#### Data extract:
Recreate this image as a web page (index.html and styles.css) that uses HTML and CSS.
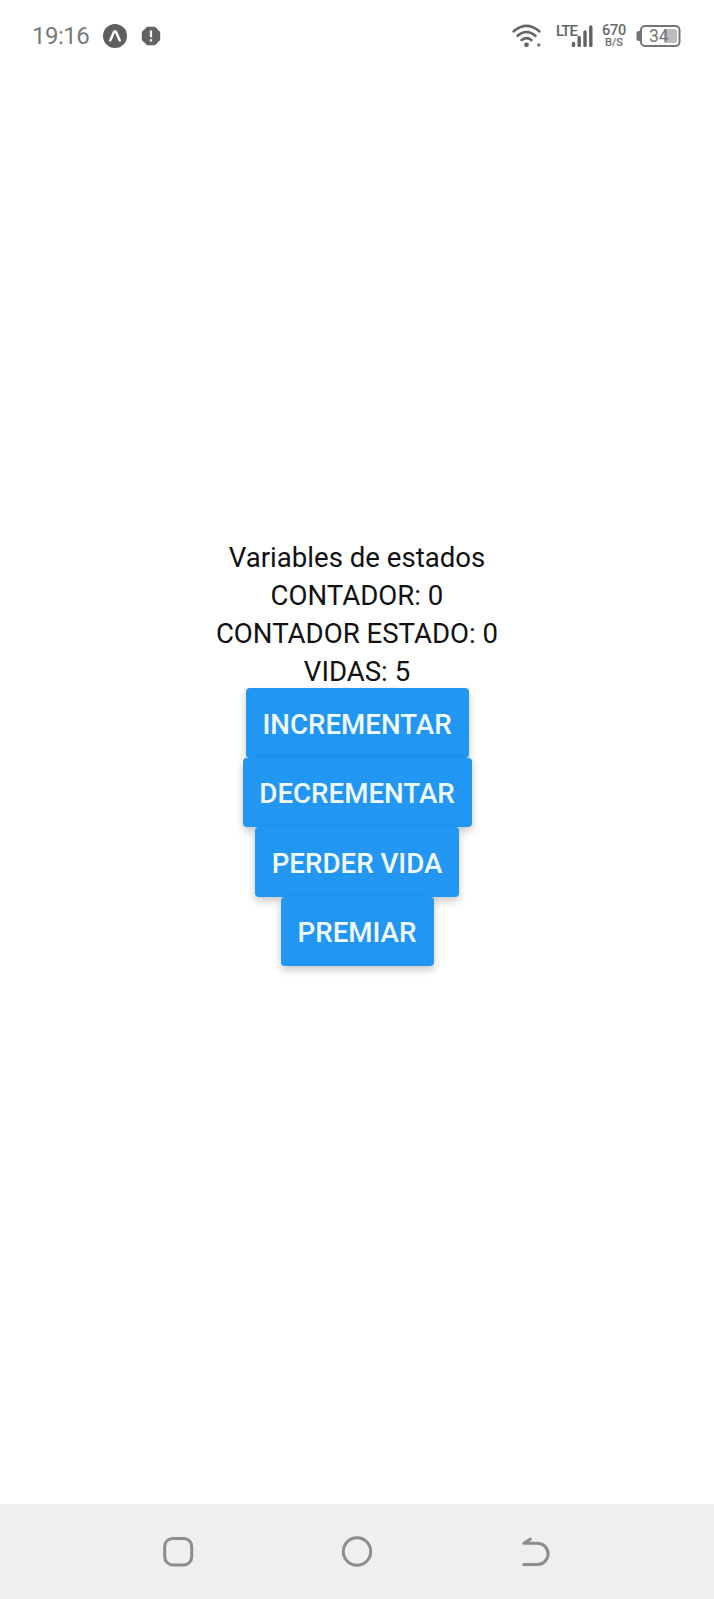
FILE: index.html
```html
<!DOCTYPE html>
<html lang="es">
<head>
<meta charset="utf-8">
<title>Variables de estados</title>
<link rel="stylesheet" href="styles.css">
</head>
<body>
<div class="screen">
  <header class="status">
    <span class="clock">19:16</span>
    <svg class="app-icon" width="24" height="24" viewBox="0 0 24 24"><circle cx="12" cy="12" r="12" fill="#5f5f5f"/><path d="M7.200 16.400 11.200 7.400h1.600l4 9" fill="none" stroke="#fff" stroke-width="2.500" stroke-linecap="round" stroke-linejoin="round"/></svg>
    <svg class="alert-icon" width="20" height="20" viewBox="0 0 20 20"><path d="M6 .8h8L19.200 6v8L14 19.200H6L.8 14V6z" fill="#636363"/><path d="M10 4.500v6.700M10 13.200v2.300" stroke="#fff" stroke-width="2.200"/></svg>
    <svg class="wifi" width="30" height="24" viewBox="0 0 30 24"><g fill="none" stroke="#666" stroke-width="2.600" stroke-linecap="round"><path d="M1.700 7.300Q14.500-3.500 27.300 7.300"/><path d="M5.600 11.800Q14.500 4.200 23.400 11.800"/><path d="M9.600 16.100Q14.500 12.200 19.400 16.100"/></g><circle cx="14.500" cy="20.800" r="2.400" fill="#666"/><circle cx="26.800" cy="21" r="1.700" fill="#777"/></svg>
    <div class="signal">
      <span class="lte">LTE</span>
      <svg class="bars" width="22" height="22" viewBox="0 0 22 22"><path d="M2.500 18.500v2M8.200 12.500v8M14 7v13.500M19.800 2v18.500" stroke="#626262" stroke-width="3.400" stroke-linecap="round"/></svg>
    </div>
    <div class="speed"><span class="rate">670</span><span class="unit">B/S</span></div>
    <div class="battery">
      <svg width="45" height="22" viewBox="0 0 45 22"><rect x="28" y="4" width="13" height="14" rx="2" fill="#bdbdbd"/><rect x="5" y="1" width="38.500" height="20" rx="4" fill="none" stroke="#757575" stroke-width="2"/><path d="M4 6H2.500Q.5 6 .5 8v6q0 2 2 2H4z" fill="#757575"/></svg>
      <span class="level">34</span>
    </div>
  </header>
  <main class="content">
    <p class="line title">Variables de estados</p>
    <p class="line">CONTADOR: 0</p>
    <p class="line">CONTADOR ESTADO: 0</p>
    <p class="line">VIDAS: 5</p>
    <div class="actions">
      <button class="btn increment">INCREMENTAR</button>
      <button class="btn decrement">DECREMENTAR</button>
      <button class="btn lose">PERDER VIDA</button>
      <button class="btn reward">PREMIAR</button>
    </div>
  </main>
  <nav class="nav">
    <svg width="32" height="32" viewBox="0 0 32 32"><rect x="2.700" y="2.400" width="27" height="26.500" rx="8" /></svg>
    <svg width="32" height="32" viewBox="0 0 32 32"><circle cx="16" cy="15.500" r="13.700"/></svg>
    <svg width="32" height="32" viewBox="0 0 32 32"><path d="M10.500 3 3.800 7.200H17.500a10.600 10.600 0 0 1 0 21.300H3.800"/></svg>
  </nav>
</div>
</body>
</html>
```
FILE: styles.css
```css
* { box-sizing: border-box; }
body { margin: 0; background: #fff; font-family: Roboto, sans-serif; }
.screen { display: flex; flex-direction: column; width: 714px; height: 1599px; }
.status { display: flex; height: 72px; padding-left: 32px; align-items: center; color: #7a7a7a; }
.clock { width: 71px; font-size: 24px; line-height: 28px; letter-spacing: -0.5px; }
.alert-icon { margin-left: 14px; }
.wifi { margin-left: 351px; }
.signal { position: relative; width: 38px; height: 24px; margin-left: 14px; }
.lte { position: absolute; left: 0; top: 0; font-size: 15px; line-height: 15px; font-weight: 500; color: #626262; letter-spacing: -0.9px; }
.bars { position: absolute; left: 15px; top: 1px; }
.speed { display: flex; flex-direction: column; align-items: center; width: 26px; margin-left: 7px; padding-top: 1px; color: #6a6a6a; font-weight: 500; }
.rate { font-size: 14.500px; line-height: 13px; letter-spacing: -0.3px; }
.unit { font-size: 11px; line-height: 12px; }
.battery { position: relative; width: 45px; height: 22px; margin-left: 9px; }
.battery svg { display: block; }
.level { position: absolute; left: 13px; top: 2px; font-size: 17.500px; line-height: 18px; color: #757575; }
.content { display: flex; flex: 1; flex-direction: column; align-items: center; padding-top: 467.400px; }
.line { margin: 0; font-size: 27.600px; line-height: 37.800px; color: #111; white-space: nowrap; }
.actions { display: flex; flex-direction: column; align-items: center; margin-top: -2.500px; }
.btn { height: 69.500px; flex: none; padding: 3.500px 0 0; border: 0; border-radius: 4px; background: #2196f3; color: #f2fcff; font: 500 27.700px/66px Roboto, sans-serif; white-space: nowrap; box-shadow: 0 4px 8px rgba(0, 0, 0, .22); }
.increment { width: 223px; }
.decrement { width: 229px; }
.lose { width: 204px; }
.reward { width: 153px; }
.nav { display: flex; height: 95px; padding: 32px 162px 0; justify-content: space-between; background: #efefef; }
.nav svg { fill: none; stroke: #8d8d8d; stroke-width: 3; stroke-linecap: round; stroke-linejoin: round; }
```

==

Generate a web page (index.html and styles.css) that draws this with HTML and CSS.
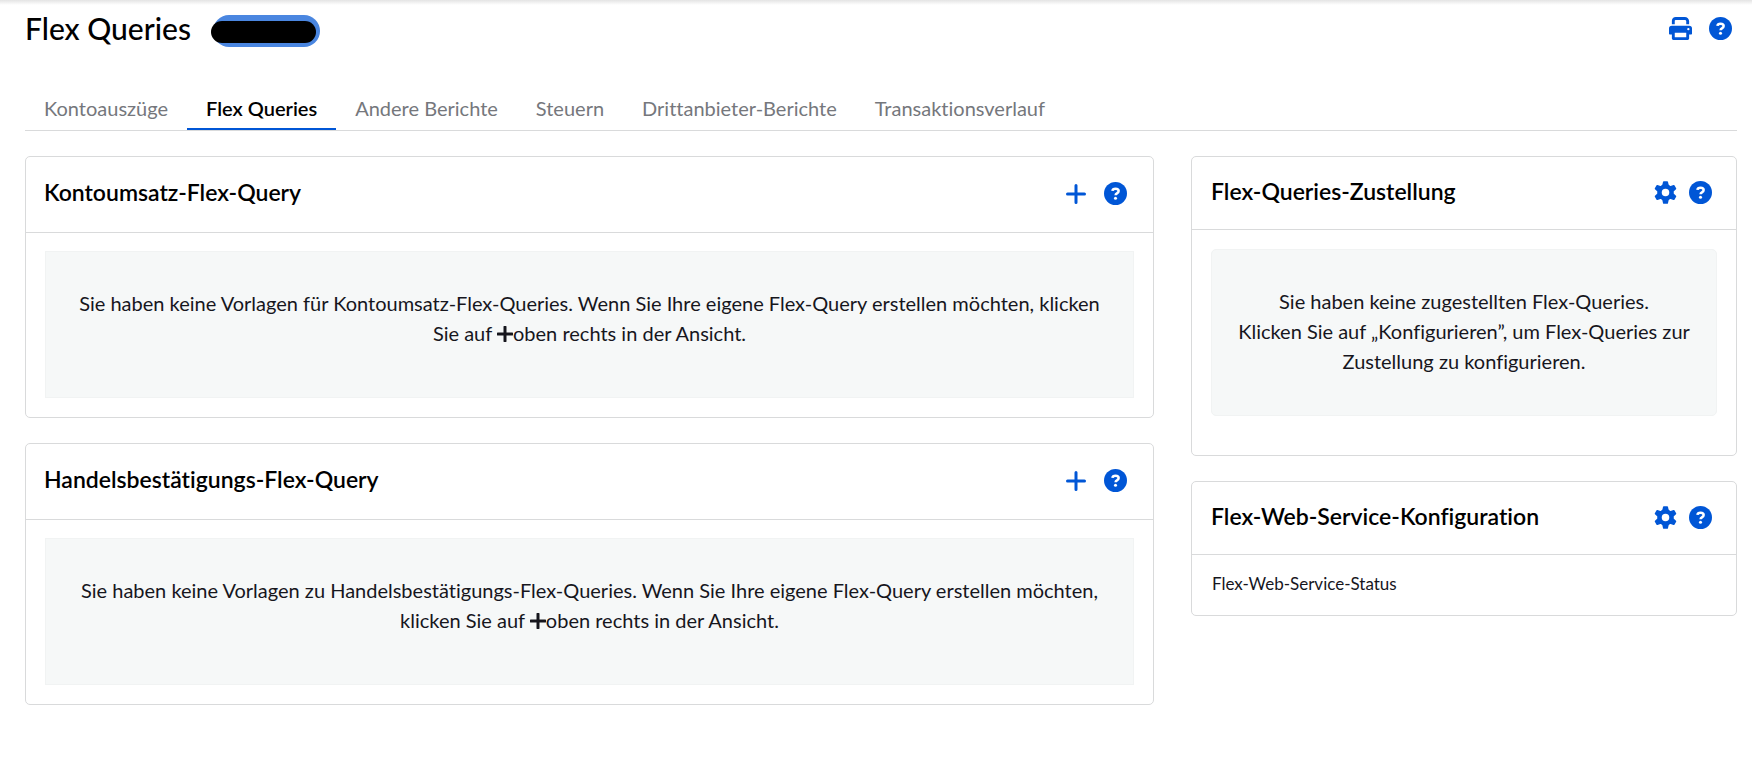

#### The request:
Look through the material above and pick out each line holding the word "index".

#### Completed task:
Recreate this image as a web page (index.html and styles.css) that uses HTML and CSS.
FILE: index.html
Generate a web page (index.html and styles.css) that draws this with HTML and CSS.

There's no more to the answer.